The Senate will have to vote on a Congressional Review Act (CRA) resolution of disapproval, which would nullify the Federal Communications Commission’s December 2017 vote to repeal the nation’s net neutrality rules.
This is the same mechanism that Congressional Republicans used to eliminate broadband privacy rules last year.
If successful, the Democrats’ resolution would prevent the deregulation of the broadband industry and maintain rules that prohibit blocking, throttling, and paid prioritization.
“The CRA resolution would fully restore the rules that ensure Americans aren’t subject to higher prices, slower Internet traffic, and even blocked websites because the big Internet service providers want to pump up their profits,” Sen. Ed Markey (D-Mass.) said at a press conference today. “By passing this resolution, we can send a clear message that this Congress won’t fall to the special interest agenda of President Trump and his broadband baron allies but will rather do right by the people who sent us here.”
Democrats have better odds in Senate than House
All 49 members of the Senate Democratic caucus and one Republican—Sen. Susan Collins of Maine—have pledged to support the pro-net neutrality bill. Democrats have been trying to get one more Republican on board because 51 votes would typically be required for a majority. But this bill could pass with 50 votes because of the cancer-related absence of Sen. John McCain (R-Ariz.), wrote today.
“There are a number of Republican senators who have shown an openness to potentially voting yes, and I know those Republican senators will take notice of all the constituent calls and emails they will receive today and in the coming days,” Markey said.
Online services rallied for the Democratic net neutrality bill today with a “Red Alert” protest that involved “Reddit, Tinder, Mozilla, OK Cupid, GitHub, Tumblr, Etsy, Pornhub, Foursquare, Match.com, and thousands of other sites,” according to co-organizer Fight for the Future.
The odds are worse for Democrats in the House. Rep.

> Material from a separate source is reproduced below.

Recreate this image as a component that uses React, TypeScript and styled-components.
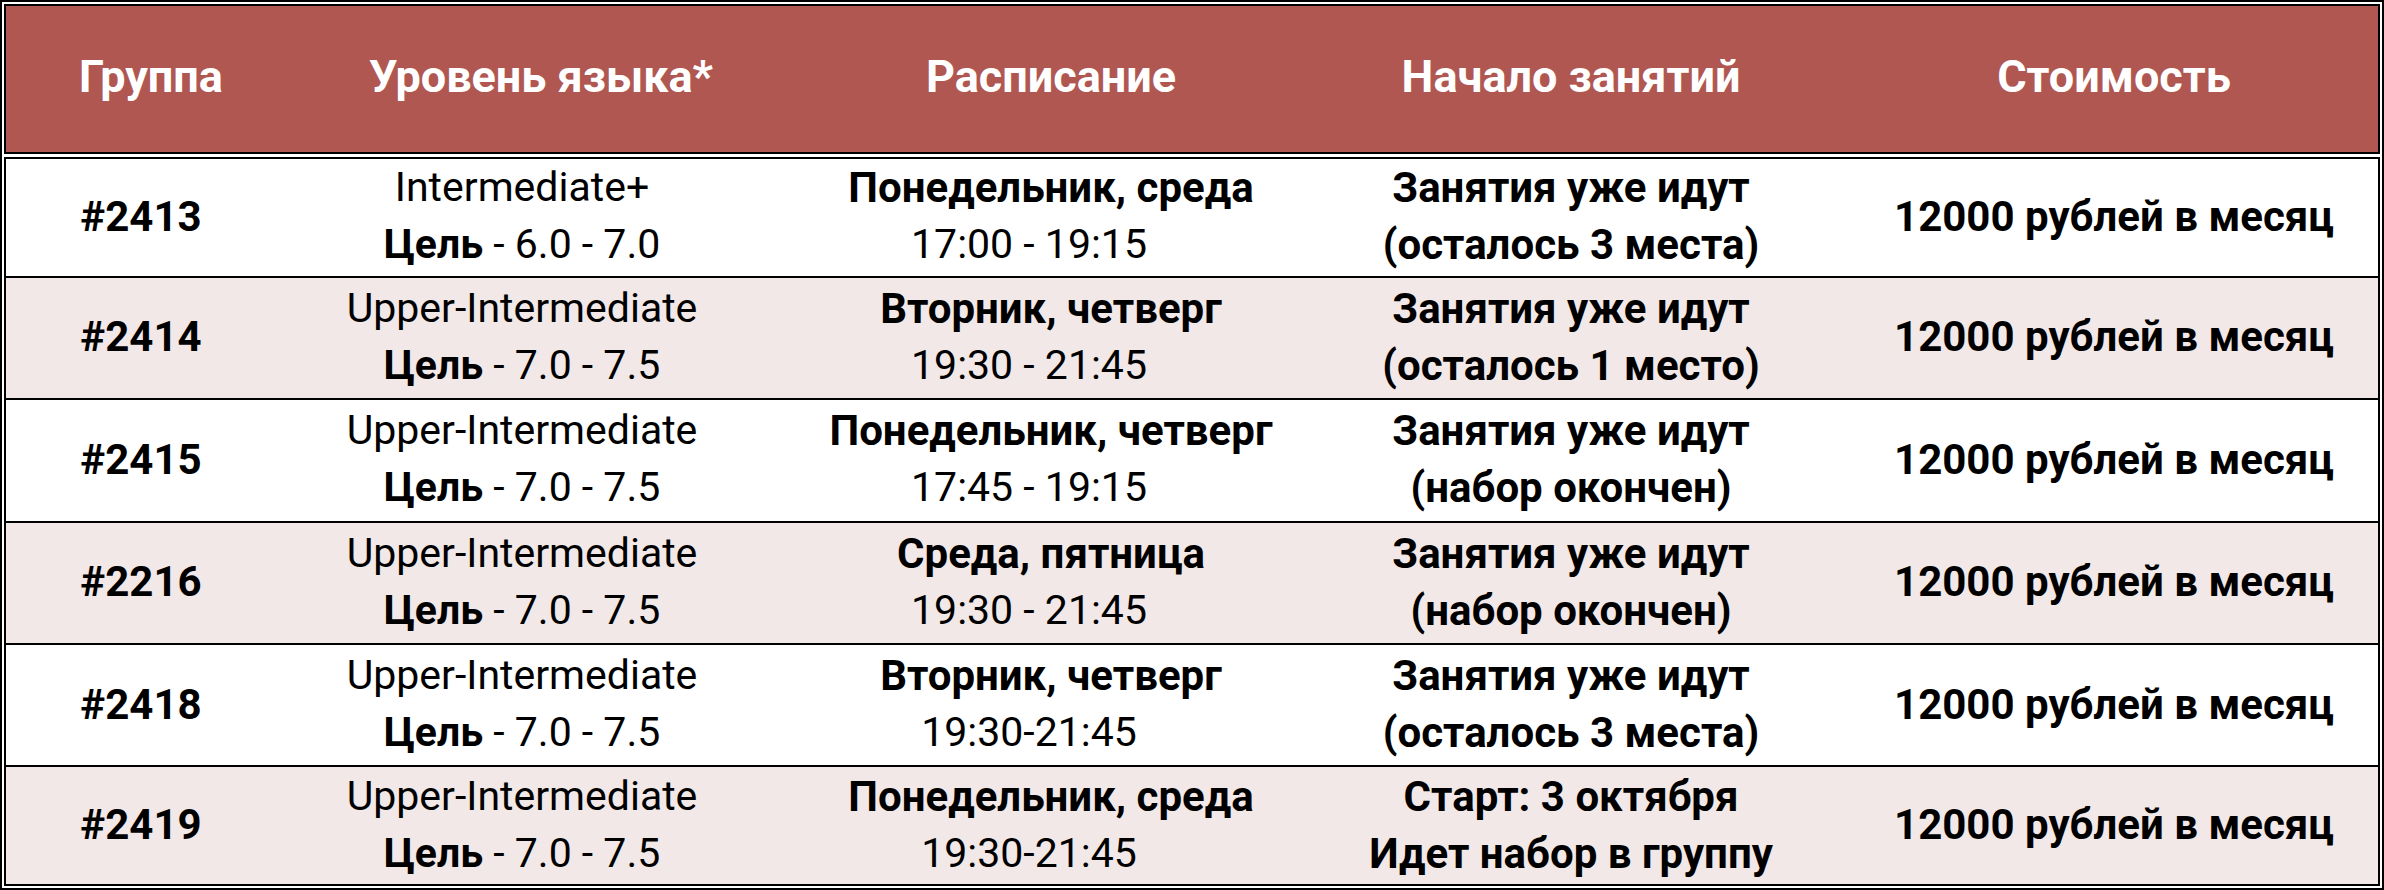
import styled, { createGlobalStyle } from "styled-components";

const GlobalStyle = createGlobalStyle`
    * {
        box-sizing: border-box;
    }
    body {
        margin: 0;
        background: #fff;
        font-family: Roboto, "Open Sans", sans-serif;
    }
`;

const cols = "290px 490px 530px 510px 1fr";

const Table = styled.div`
    display: flex;
    flex-direction: column;
    gap: 3px;
    width: 2384px;
    height: 890px;
    border: 2px solid #000;
    padding: 2px;
    background: #fff;
`;

const Head = styled.div`
    display: grid;
    grid-template-columns: ${cols};
    align-items: center;
    height: 150px;
    border: 2px solid #000;
    background: #b05752;
    color: #fff;
    font-size: 45px;
    font-weight: 700;
`;

const HeadCell = styled.div<{ $shift?: number }>`
    text-align: center;
    padding-left: ${(p) => p.$shift || 0}px;
    padding-bottom: 6px;
`;

const Body = styled.div`
    display: flex;
    flex-direction: column;
    flex: 1;
    border: 2px solid #000;
    border-bottom: none;
`;

const Row = styled.div<{ $alt: boolean }>`
    display: grid;
    grid-template-columns: ${cols};
    align-items: center;
    flex: 123;
    padding-bottom: 2px;
    border-bottom: 2px solid #000;
    background: ${(p) => (p.$alt ? "#f1e8e7" : "#fff")};
    color: #000;
    line-height: 57px;

    &:first-child,
    &:last-child {
        flex: 119;
    }
`;

const Cell = styled.div<{ $left?: number; $right?: number }>`
    display: flex;
    flex-direction: column;
    align-items: center;
    text-align: center;
    padding-left: ${(p) => p.$left || 0}px;
    padding-right: ${(p) => p.$right || 0}px;
`;

const Line = styled.div<{ $bold?: boolean; $right?: number }>`
    font-weight: ${(p) => (p.$bold ? 700 : 400)};
    font-size: ${(p) => (p.$bold ? 42 : 41)}px;
    padding-right: ${(p) => p.$right || 0}px;
    white-space: nowrap;
`;

const Strong = styled.b`
    font-weight: 700;
`;

type Group = {
    id: string;
    level: string;
    goal: string;
    days: string;
    time: string;
    start: string;
    note: string;
};

const groups: Group[] = [
    {
        id: "#2413",
        level: "Intermediate+",
        goal: "6.0 - 7.0",
        days: "Понедельник, среда",
        time: "17:00 - 19:15",
        start: "Занятия уже идут",
        note: "(осталось 3 места)",
    },
    {
        id: "#2414",
        level: "Upper-Intermediate",
        goal: "7.0 - 7.5",
        days: "Вторник, четверг",
        time: "19:30 - 21:45",
        start: "Занятия уже идут",
        note: "(осталось 1 место)",
    },
    {
        id: "#2415",
        level: "Upper-Intermediate",
        goal: "7.0 - 7.5",
        days: "Понедельник, четверг",
        time: "17:45 - 19:15",
        start: "Занятия уже идут",
        note: "(набор окончен)",
    },
    {
        id: "#2216",
        level: "Upper-Intermediate",
        goal: "7.0 - 7.5",
        days: "Среда, пятница",
        time: "19:30 - 21:45",
        start: "Занятия уже идут",
        note: "(набор окончен)",
    },
    {
        id: "#2418",
        level: "Upper-Intermediate",
        goal: "7.0 - 7.5",
        days: "Вторник, четверг",
        time: "19:30-21:45",
        start: "Занятия уже идут",
        note: "(осталось 3 места)",
    },
    {
        id: "#2419",
        level: "Upper-Intermediate",
        goal: "7.0 - 7.5",
        days: "Понедельник, среда",
        time: "19:30-21:45",
        start: "Старт: 3 октября",
        note: "Идет набор в группу",
    },
];

function App() {
    return (
        <>
            <GlobalStyle />
            <Table>
                <Head>
                    <HeadCell>Группа</HeadCell>
                    <HeadCell>Уровень языка*</HeadCell>
                    <HeadCell>Расписание</HeadCell>
                    <HeadCell>Начало занятий</HeadCell>
                    <HeadCell $shift={24}>Стоимость</HeadCell>
                </Head>
                <Body>
                    {groups.map((g, i) => (
                        <Row key={g.id} $alt={i % 2 === 1}>
                            <Cell $right={20}>
                                <Line $bold>{g.id}</Line>
                            </Cell>
                            <Cell $right={38}>
                                <Line>{g.level}</Line>
                                <Line>
                                    <Strong>Цель</Strong> - {g.goal}
                                </Line>
                            </Cell>
                            <Cell>
                                <Line $bold>{g.days}</Line>
                                <Line $right={44}>{g.time}</Line>
                            </Cell>
                            <Cell>
                                <Line $bold>{g.start}</Line>
                                <Line $bold>{g.note}</Line>
                            </Cell>
                            <Cell $left={24}>
                                <Line $bold>12000 рублей в месяц</Line>
                            </Cell>
                        </Row>
                    ))}
                </Body>
            </Table>
        </>
    );
}

export default App;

Greg Walden (R-Ore.) told that he doesn’t think the Democrats’ bill will reach the House floor.
“It takes 218 House lawmakers to force a vote via discharge petition, and Republicans have a 236-193 majority—meaning more than a dozen Republicans would have to come on board in addition to every Democrat,” wrote.
The House version of the bill has 160 supporters so far, Markey said.

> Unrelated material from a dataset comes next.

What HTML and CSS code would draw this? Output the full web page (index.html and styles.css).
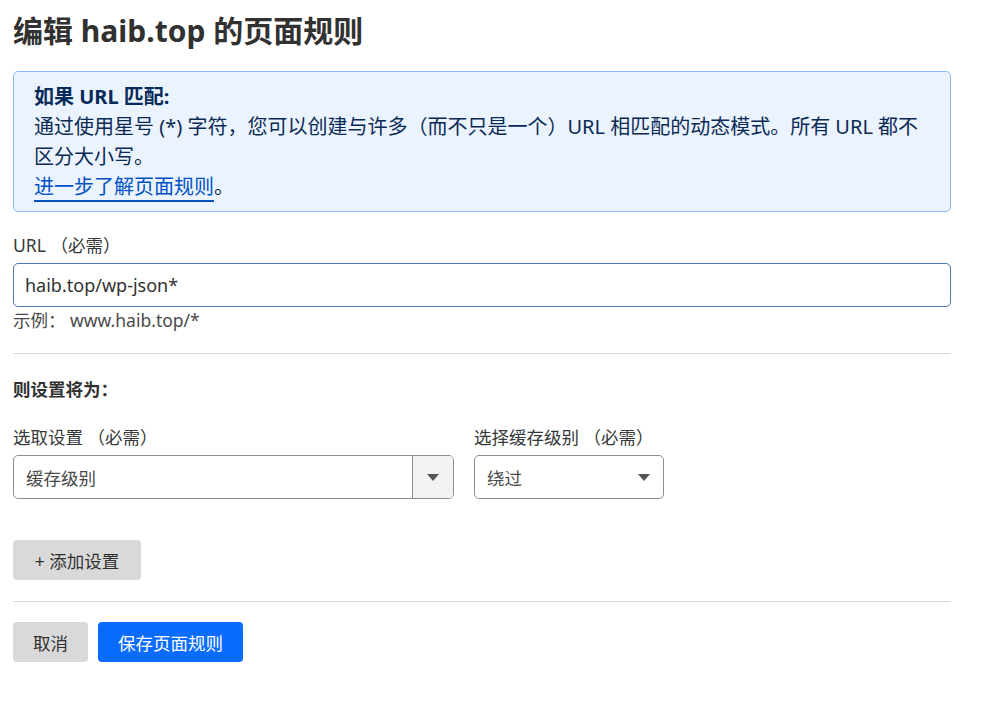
FILE: index.html
```html
<!DOCTYPE html>
<html lang="zh-CN">
<head>
<meta charset="utf-8">
<title>编辑 haib.top 的页面规则</title>
<link rel="stylesheet" href="styles.css">
</head>
<body>
<main class="page">
  <h1 class="title">编辑 haib.top 的页面规则</h1>

  <section class="info">
    <div class="info-head">如果 URL 匹配:</div>
    <p class="info-text">通过使用星号 (*) 字符，您可以创建与许多（而不只是一个）URL 相匹配的动态模式。所有 URL 都不区分大小写。</p>
    <p class="info-text"><a class="link" href="#">进一步了解页面规则</a>。</p>
  </section>

  <div class="field">
    <label class="label">URL （必需）</label>
    <div class="input">haib.top/wp-json*</div>
    <div class="hint">示例： www.haib.top/*</div>
  </div>

  <hr class="divider">

  <div class="subhead">则设置将为：</div>

  <div class="settings">
    <div class="col col-wide">
      <label class="label">选取设置 （必需）</label>
      <div class="select select-combo">
        <span class="select-value">缓存级别</span>
        <span class="select-btn"><span class="caret"></span></span>
      </div>
    </div>
    <div class="col col-narrow">
      <label class="label">选择缓存级别 （必需）</label>
      <div class="select select-simple">
        <span class="select-value">绕过</span>
        <span class="caret"></span>
      </div>
    </div>
  </div>

  <button class="btn btn-gray btn-add">+ 添加设置</button>

  <hr class="divider divider-2">

  <div class="actions">
    <button class="btn btn-gray">取消</button>
    <button class="btn btn-blue">保存页面规则</button>
  </div>
</main>
</body>
</html>
```

FILE: styles.css
```css
* { box-sizing: border-box; }
html, body { margin: 0; padding: 0; background: #fff; }
body {
  font-family: "Noto Sans", "Noto Sans CJK SC", sans-serif;
  color: #36393a;
  font-size: 17.5px;
}
.page {
  width: 951px;
  padding: 13px 0 0 13px;
}
.title {
  margin: 0;
  font-size: 30px;
  line-height: 36px;
  font-weight: 700;
  color: #313131;
}
.info {
  margin-top: 22px;
  background: #ebf3fe;
  border: 1px solid #8ab8f7;
  border-radius: 5px;
  padding: 10px 20px 9px 20px;
  color: #0a2a55;
  font-size: 20px;
  line-height: 30px;
}
.info-head { font-weight: 700; color: #062a5a; }
.info-text { margin: 0; }
.link {
  color: #0051c3;
  text-decoration: none;
  border-bottom: 2px solid #0051c3;
}
.field { margin-top: 20px; }
.label {
  display: block;
  line-height: 26px;
  color: #36393a;
}
.input {
  margin-top: 5px;
  height: 44px;
  border: 1px solid #4a75b5;
  border-radius: 5px;
  padding: 0 11px;
  display: flex;
  align-items: center;
  font-size: 18px;
  color: #313131;
}
.hint { line-height: 26px; color: #4a4a4a; }
.divider {
  margin: 20px 0 0 0;
  border: 0;
  border-top: 1px solid #d9d9d9;
  height: 0;
}
.subhead {
  margin-top: 22px;
  font-weight: 700;
  line-height: 26px;
  color: #313131;
}
.settings {
  margin-top: 22px;
  display: flex;
  gap: 20px;
}
.col-wide { width: 441px; }
.col-narrow { width: 190px; }
.select {
  margin-top: 5px;
  height: 44px;
  border: 1px solid #8f8f8f;
  border-radius: 5px;
  display: flex;
  align-items: center;
  color: #4a4a4a;
  overflow: hidden;
}
.select-value { flex: 1; padding-left: 12px; }
.select-btn {
  width: 41px;
  align-self: stretch;
  background: #f2f2f2;
  border-left: 1px solid #8f8f8f;
  display: flex;
  align-items: center;
  justify-content: center;
}
.caret {
  width: 0; height: 0;
  border-left: 6px solid transparent;
  border-right: 6px solid transparent;
  border-top: 7px solid #555;
}
.select-simple .caret { margin-right: 13px; }
.btn {
  font-family: inherit;
  font-size: 17.5px;
  height: 40px;
  border: 0;
  border-radius: 4px;
  padding: 0 20px;
  cursor: pointer;
}
.btn-gray { background: #d9d9d9; color: #313131; }
.btn-blue { background: #0a6cff; color: #fff; }
.btn-add { margin-top: 41px; display: block; width: 128px; padding: 0; }
.divider-2 { margin-top: 21px; }
.actions {
  margin-top: 20px;
  display: flex;
  gap: 10px;
}
.actions .btn-gray { width: 75px; padding: 0; }
.actions .btn-blue { width: 145px; padding: 0; }
```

GOP and telecom lobby unite in opposition
Republican lawmakers and telecom lobbyists spoke out against the Democratic bill today. Sen. John Thune (R-S.D.) wrote an op-ed for CNBC saying Democrats are trying to preserve “outdated, monopoly-era regulations.” (The rules were implemented in 2015 but rely on the FCC’s longstanding authority to regulate telecommunications providers as common carriers.)
“If the Democrats are serious about long-term protections for consumers, they should look ahead towards a bipartisan solution, rather than looking backwards and trying to reverse the current FCC’s Restoring Internet Freedom Order,” Thune wrote.
“Restoring Internet Freedom” is the name FCC Chairman Ajit Pai chose for his order to eliminate net neutrality rules. The FCC vote to repeal net neutrality rules is final, but Pai has delayed the actual implementation of the repeal, perhaps to give Congress time to negotiate a replacement.
Thune wrote that he wants bipartisan legislation “that would permanently ban blocking, throttling, and paid prioritization by broadband Internet providers.” Thune’s proposal would prevent the FCC from regulating Internet service providers as common carriers, however. That would leave consumers with fewer safeguards against unreasonable price increases and other problems.
The USTelecom industry lobby group complained that current net neutrality rules target ISPs without regulating the likes of Facebook, Amazon, Apple, Netflix, and Google. “The hypocrisy of such a reversion is particularly extreme with Big Tech facing serious questions and near daily headlines about its handling of consumer data,” USTelecom wrote.
The Senate Democrats’ bill is one of several ongoing efforts to preserve net neutrality rules. More than 20 Democratic state attorneys general are suing the FCC to prevent the repeal, and several states have implemented their own net neutrality measures.